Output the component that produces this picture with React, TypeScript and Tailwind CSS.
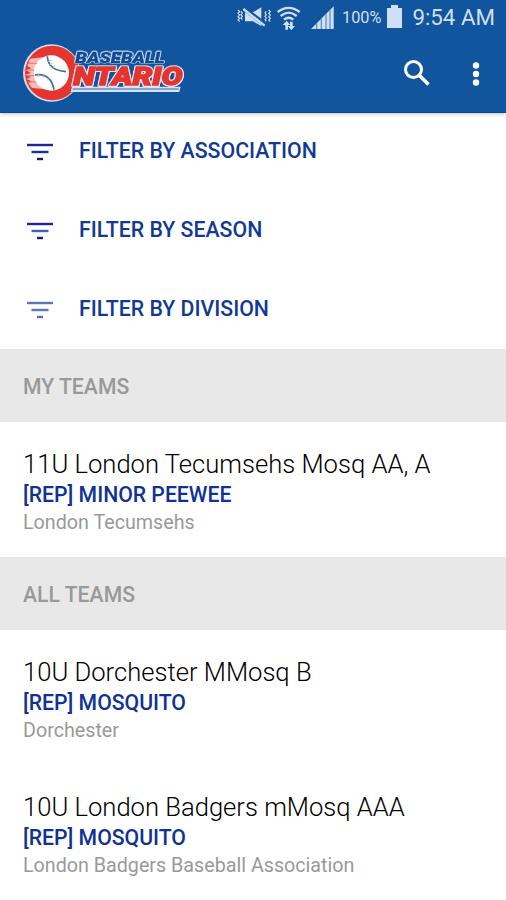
import React from 'react';

interface Team {
  id: string;
  name: string;
  division: string;
  association: string;
}

const filters = [
  { id: 'association', label: 'FILTER BY ASSOCIATION', top: '#1a2a98', middle: '#16339a', bottom: '#1a1a80' },
  { id: 'season', label: 'FILTER BY SEASON', top: '#1c2496', middle: '#3c62b0', bottom: '#1a1a80' },
  { id: 'division', label: 'FILTER BY DIVISION', top: '#6078b2', middle: '#5c78b4', bottom: '#5a6cae' },
];

const myTeams: Team[] = [
  { id: '1', name: '11U London Tecumsehs Mosq AA, A', division: '[REP] MINOR PEEWEE', association: 'London Tecumsehs' },
];

const allTeams: Team[] = [
  { id: '2', name: '10U Dorchester MMosq B', division: '[REP] MOSQUITO', association: 'Dorchester' },
  { id: '3', name: '10U London Badgers mMosq AAA', division: '[REP] MOSQUITO', association: 'London Badgers Baseball Association' },
];

function StatusBar() {
  return (
    <div className="flex h-9 items-center pl-[236px] text-[#cfdff4]">
      <svg className="-mt-1" width="36" height="24" viewBox="0 0 108 72" fill="none" stroke="currentColor">
        <path d="M6 18l5 5-5 5 5 5-5 5 5 5-5 5 5 5M15 22l4 5-4 5 4 5-4 5 4 5M91 22l-4 5 4 5-4 5 4 5-4 5 4 5M98 18l5 5-5 5 5 5-5 5 5 5-5 5 5 5" strokeWidth="3.5" />
        <path d="M27 25h24l25-15v56L51 52H27z" fill="currentColor" stroke="none" />
        <path d="M18 9l66 50" stroke="#10559e" strokeWidth="14" />
        <path d="M22 15l64 50" strokeWidth="7" />
      </svg>
      <svg className="ml-[4px]" width="26" height="26" viewBox="0 0 78 78" fill="none" stroke="currentColor" strokeWidth="7">
        <path d="M5 21Q38-4 71 21M14 33Q38 13 62 33M24 44Q38 32 52 44" />
        <path d="M32 74V56M46 50v20" strokeWidth="8" />
        <path d="M20 60l12-13 11 13zM35 63l11 13 11-13z" fill="currentColor" stroke="none" />
      </svg>
      <svg className="-mt-px ml-[9px]" width="24" height="24" viewBox="0 0 72 72">
        <path d="M0 69L68 1v68z" fill="currentColor" />
        <path d="M17 52v17M31 38v31M45 24v45M57 12v57" stroke="#6c91c0" strokeWidth="4" />
      </svg>
      <span className="ml-[7px] mt-px text-[16.3px]">100%</span>
      <svg className="ml-[6px] -mt-1" width="15" height="24" viewBox="0 0 15 24">
        <path d="M4 1h7v3h4v20H0V4h4z" fill="currentColor" />
      </svg>
      <span className="ml-[10px] whitespace-nowrap text-[22.3px]">9:54 AM</span>
    </div>
  );
}

function Logo() {
  return (
    <svg width="170" height="64" viewBox="30 18 510 192">
      <circle cx="125" cy="111" r="86" fill="#d5dcf0" />
      <circle cx="127" cy="111" r="82" fill="#e5352f" />
      <path d="M60 68l50-6v98l-44-4-12-16 12-4-17-7 14-6-17-7 16-5-14-9 16-5-12-7z" fill="#f5bcbc" />
      <path d="M42 102h36M44 119h36M52 82h34M54 138h30" stroke="#e6706e" strokeWidth="3" />
      <circle cx="124" cy="111" r="53" fill="#fff" />
      <path d="M112 61q2 42 56 46M74 117q48-8 58 44" fill="none" stroke="#456c9f" strokeWidth="5" />
      <path d="M111 77l13-4M117 89l11-8M128 99l6-10M84 124l2-12M99 126l4-11M112 133l8-8" stroke="#a9bbd5" strokeWidth="3" />
      <path d="M186 152H512l-4 16H182z" fill="#d5e2f4" />
      <path d="M188 159H506" stroke="#3b67a8" strokeWidth="3" />
      <g className="font-[Roboto]" fontWeight="900" fontStyle="italic">
        <text
          x="196" y="81" fontSize="43" textLength="268" lengthAdjust="spacingAndGlyphs" fill="#114a92" stroke="#114a92" strokeWidth="1"
          className="[filter:drop-shadow(2px_0_0_#d5e2f4)_drop-shadow(-2px_0_0_#d5e2f4)_drop-shadow(0_-2px_0_#d5e2f4)]"
        >
          BASEBALL
        </text>
        <text
          x="190" y="146" fontSize="76" textLength="328" lengthAdjust="spacingAndGlyphs" fill="#e5352f" stroke="#e5352f" strokeWidth="4"
          className="[filter:drop-shadow(3px_0_0_#e3e6f4)_drop-shadow(-3px_0_0_#e3e6f4)_drop-shadow(0_3px_0_#e3e6f4)_drop-shadow(0_-2px_0_#e3e6f4)]"
        >
          NTARIO
        </text>
      </g>
    </svg>
  );
}

function AppBar() {
  return (
    <div className="flex h-[76px] items-center pl-5">
      <div className="h-16">
        <Logo />
      </div>
      <button className="ml-[213px] -mt-0.5" aria-label="Search">
        <svg width="28" height="28" viewBox="0 0 28 28" fill="none" stroke="#fff" strokeWidth="3">
          <circle cx="10.5" cy="10.5" r="8" />
          <path d="M16 16L25.5 25.5" strokeWidth="3.6" />
        </svg>
      </button>
      <button className="ml-[40px] -mt-px" aria-label="More options">
        <svg width="10" height="26" viewBox="0 0 10 26" fill="#fff">
          <circle cx="5" cy="4.5" r="3.2" />
          <circle cx="5" cy="13" r="3.2" />
          <circle cx="5" cy="21.5" r="3.2" />
        </svg>
      </button>
    </div>
  );
}

function SectionHeader({ title }: { title: string }) {
  return (
    <h2 className="flex h-[73px] items-center bg-[#e8e8e8] pl-[23px] pt-[3px] text-[21.2px] font-medium text-[#999]">
      {title}
    </h2>
  );
}

function TeamRow({ team }: { team: Team }) {
  return (
    <li className="h-[135px] whitespace-nowrap pl-[23px] pt-[26px]">
      <p className="text-[25.6px] font-light leading-[33px] text-black">{team.name}</p>
      <p className="text-[21.2px] font-medium leading-[28px] text-[#0f3293]">{team.division}</p>
      <p className="text-[19.7px] leading-[28px] text-[#999]">{team.association}</p>
    </li>
  );
}

function App() {
  return (
    <div className="h-[900px] overflow-hidden bg-white font-[Roboto,sans-serif]">
      <header className="h-[113px] border-b border-[#0c4689] bg-[#10559e] shadow-[0_1px_4px_rgba(0,0,0,0.25)]">
        <StatusBar />
        <AppBar />
      </header>

      <div className="h-[236px]">
        {filters.map(filter => (
          <button key={filter.id} className="flex h-[79px] w-full items-center pb-[3px] pl-[26px] text-[21.3px] font-medium text-[#123a94]">
            <svg width="28" height="20" viewBox="0 0 28 20" className="mt-px">
              <path d="M1 3h26" stroke={filter.top} strokeWidth="2.4" />
              <path d="M5.5 10h17" stroke={filter.middle} strokeWidth="2.4" />
              <path d="M11 17h6" stroke={filter.bottom} strokeWidth="2.4" />
            </svg>
            <span className="ml-[25px]">{filter.label}</span>
          </button>
        ))}
      </div>

      <SectionHeader title="MY TEAMS" />
      <ul>
        {myTeams.map(team => (
          <TeamRow key={team.id} team={team} />
        ))}
      </ul>

      <SectionHeader title="ALL TEAMS" />
      <ul>
        {allTeams.map(team => (
          <TeamRow key={team.id} team={team} />
        ))}
      </ul>
    </div>
  );
}

export default App;
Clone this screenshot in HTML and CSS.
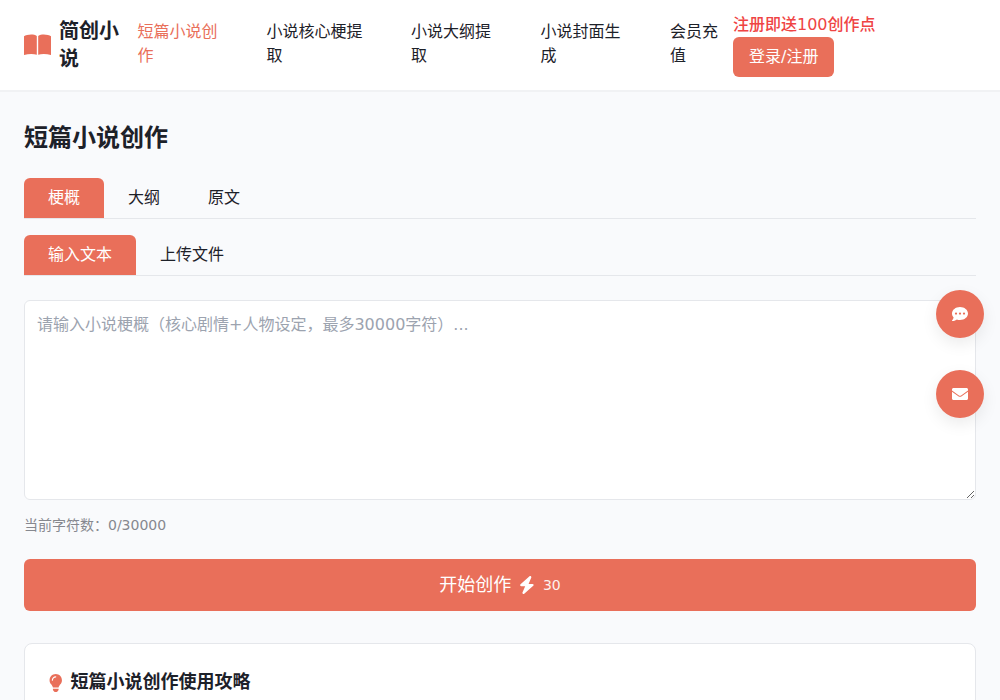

#####

The data should be printed again unchanged; leave its pictures out.

Output the component that produces this picture with React, TypeScript and Tailwind CSS.
import React from 'react';

interface Team {
  id: string;
  name: string;
  division: string;
  association: string;
}

const filters = [
  { id: 'association', label: 'FILTER BY ASSOCIATION', top: '#1a2a98', middle: '#16339a', bottom: '#1a1a80' },
  { id: 'season', label: 'FILTER BY SEASON', top: '#1c2496', middle: '#3c62b0', bottom: '#1a1a80' },
  { id: 'division', label: 'FILTER BY DIVISION', top: '#6078b2', middle: '#5c78b4', bottom: '#5a6cae' },
];

const myTeams: Team[] = [
  { id: '1', name: '11U London Tecumsehs Mosq AA, A', division: '[REP] MINOR PEEWEE', association: 'London Tecumsehs' },
];

const allTeams: Team[] = [
  { id: '2', name: '10U Dorchester MMosq B', division: '[REP] MOSQUITO', association: 'Dorchester' },
  { id: '3', name: '10U London Badgers mMosq AAA', division: '[REP] MOSQUITO', association: 'London Badgers Baseball Association' },
];

function StatusBar() {
  return (
    <div className="flex h-9 items-center pl-[236px] text-[#cfdff4]">
      <svg className="-mt-1" width="36" height="24" viewBox="0 0 108 72" fill="none" stroke="currentColor">
        <path d="M6 18l5 5-5 5 5 5-5 5 5 5-5 5 5 5M15 22l4 5-4 5 4 5-4 5 4 5M91 22l-4 5 4 5-4 5 4 5-4 5 4 5M98 18l5 5-5 5 5 5-5 5 5 5-5 5 5 5" strokeWidth="3.5" />
        <path d="M27 25h24l25-15v56L51 52H27z" fill="currentColor" stroke="none" />
        <path d="M18 9l66 50" stroke="#10559e" strokeWidth="14" />
        <path d="M22 15l64 50" strokeWidth="7" />
      </svg>
      <svg className="ml-[4px]" width="26" height="26" viewBox="0 0 78 78" fill="none" stroke="currentColor" strokeWidth="7">
        <path d="M5 21Q38-4 71 21M14 33Q38 13 62 33M24 44Q38 32 52 44" />
        <path d="M32 74V56M46 50v20" strokeWidth="8" />
        <path d="M20 60l12-13 11 13zM35 63l11 13 11-13z" fill="currentColor" stroke="none" />
      </svg>
      <svg className="-mt-px ml-[9px]" width="24" height="24" viewBox="0 0 72 72">
        <path d="M0 69L68 1v68z" fill="currentColor" />
        <path d="M17 52v17M31 38v31M45 24v45M57 12v57" stroke="#6c91c0" strokeWidth="4" />
      </svg>
      <span className="ml-[7px] mt-px text-[16.3px]">100%</span>
      <svg className="ml-[6px] -mt-1" width="15" height="24" viewBox="0 0 15 24">
        <path d="M4 1h7v3h4v20H0V4h4z" fill="currentColor" />
      </svg>
      <span className="ml-[10px] whitespace-nowrap text-[22.3px]">9:54 AM</span>
    </div>
  );
}

function Logo() {
  return (
    <svg width="170" height="64" viewBox="30 18 510 192">
      <circle cx="125" cy="111" r="86" fill="#d5dcf0" />
      <circle cx="127" cy="111" r="82" fill="#e5352f" />
      <path d="M60 68l50-6v98l-44-4-12-16 12-4-17-7 14-6-17-7 16-5-14-9 16-5-12-7z" fill="#f5bcbc" />
      <path d="M42 102h36M44 119h36M52 82h34M54 138h30" stroke="#e6706e" strokeWidth="3" />
      <circle cx="124" cy="111" r="53" fill="#fff" />
      <path d="M112 61q2 42 56 46M74 117q48-8 58 44" fill="none" stroke="#456c9f" strokeWidth="5" />
      <path d="M111 77l13-4M117 89l11-8M128 99l6-10M84 124l2-12M99 126l4-11M112 133l8-8" stroke="#a9bbd5" strokeWidth="3" />
      <path d="M186 152H512l-4 16H182z" fill="#d5e2f4" />
      <path d="M188 159H506" stroke="#3b67a8" strokeWidth="3" />
      <g className="font-[Roboto]" fontWeight="900" fontStyle="italic">
        <text
          x="196" y="81" fontSize="43" textLength="268" lengthAdjust="spacingAndGlyphs" fill="#114a92" stroke="#114a92" strokeWidth="1"
          className="[filter:drop-shadow(2px_0_0_#d5e2f4)_drop-shadow(-2px_0_0_#d5e2f4)_drop-shadow(0_-2px_0_#d5e2f4)]"
        >
          BASEBALL
        </text>
        <text
          x="190" y="146" fontSize="76" textLength="328" lengthAdjust="spacingAndGlyphs" fill="#e5352f" stroke="#e5352f" strokeWidth="4"
          className="[filter:drop-shadow(3px_0_0_#e3e6f4)_drop-shadow(-3px_0_0_#e3e6f4)_drop-shadow(0_3px_0_#e3e6f4)_drop-shadow(0_-2px_0_#e3e6f4)]"
        >
          NTARIO
        </text>
      </g>
    </svg>
  );
}

function AppBar() {
  return (
    <div className="flex h-[76px] items-center pl-5">
      <div className="h-16">
        <Logo />
      </div>
      <button className="ml-[213px] -mt-0.5" aria-label="Search">
        <svg width="28" height="28" viewBox="0 0 28 28" fill="none" stroke="#fff" strokeWidth="3">
          <circle cx="10.5" cy="10.5" r="8" />
          <path d="M16 16L25.5 25.5" strokeWidth="3.6" />
        </svg>
      </button>
      <button className="ml-[40px] -mt-px" aria-label="More options">
        <svg width="10" height="26" viewBox="0 0 10 26" fill="#fff">
          <circle cx="5" cy="4.5" r="3.2" />
          <circle cx="5" cy="13" r="3.2" />
          <circle cx="5" cy="21.5" r="3.2" />
        </svg>
      </button>
    </div>
  );
}

function SectionHeader({ title }: { title: string }) {
  return (
    <h2 className="flex h-[73px] items-center bg-[#e8e8e8] pl-[23px] pt-[3px] text-[21.2px] font-medium text-[#999]">
      {title}
    </h2>
  );
}

function TeamRow({ team }: { team: Team }) {
  return (
    <li className="h-[135px] whitespace-nowrap pl-[23px] pt-[26px]">
      <p className="text-[25.6px] font-light leading-[33px] text-black">{team.name}</p>
      <p className="text-[21.2px] font-medium leading-[28px] text-[#0f3293]">{team.division}</p>
      <p className="text-[19.7px] leading-[28px] text-[#999]">{team.association}</p>
    </li>
  );
}

function App() {
  return (
    <div className="h-[900px] overflow-hidden bg-white font-[Roboto,sans-serif]">
      <header className="h-[113px] border-b border-[#0c4689] bg-[#10559e] shadow-[0_1px_4px_rgba(0,0,0,0.25)]">
        <StatusBar />
        <AppBar />
      </header>

      <div className="h-[236px]">
        {filters.map(filter => (
          <button key={filter.id} className="flex h-[79px] w-full items-center pb-[3px] pl-[26px] text-[21.3px] font-medium text-[#123a94]">
            <svg width="28" height="20" viewBox="0 0 28 20" className="mt-px">
              <path d="M1 3h26" stroke={filter.top} strokeWidth="2.4" />
              <path d="M5.5 10h17" stroke={filter.middle} strokeWidth="2.4" />
              <path d="M11 17h6" stroke={filter.bottom} strokeWidth="2.4" />
            </svg>
            <span className="ml-[25px]">{filter.label}</span>
          </button>
        ))}
      </div>

      <SectionHeader title="MY TEAMS" />
      <ul>
        {myTeams.map(team => (
          <TeamRow key={team.id} team={team} />
        ))}
      </ul>

      <SectionHeader title="ALL TEAMS" />
      <ul>
        {allTeams.map(team => (
          <TeamRow key={team.id} team={team} />
        ))}
      </ul>
    </div>
  );
}

export default App;
Clone this screenshot in HTML and CSS.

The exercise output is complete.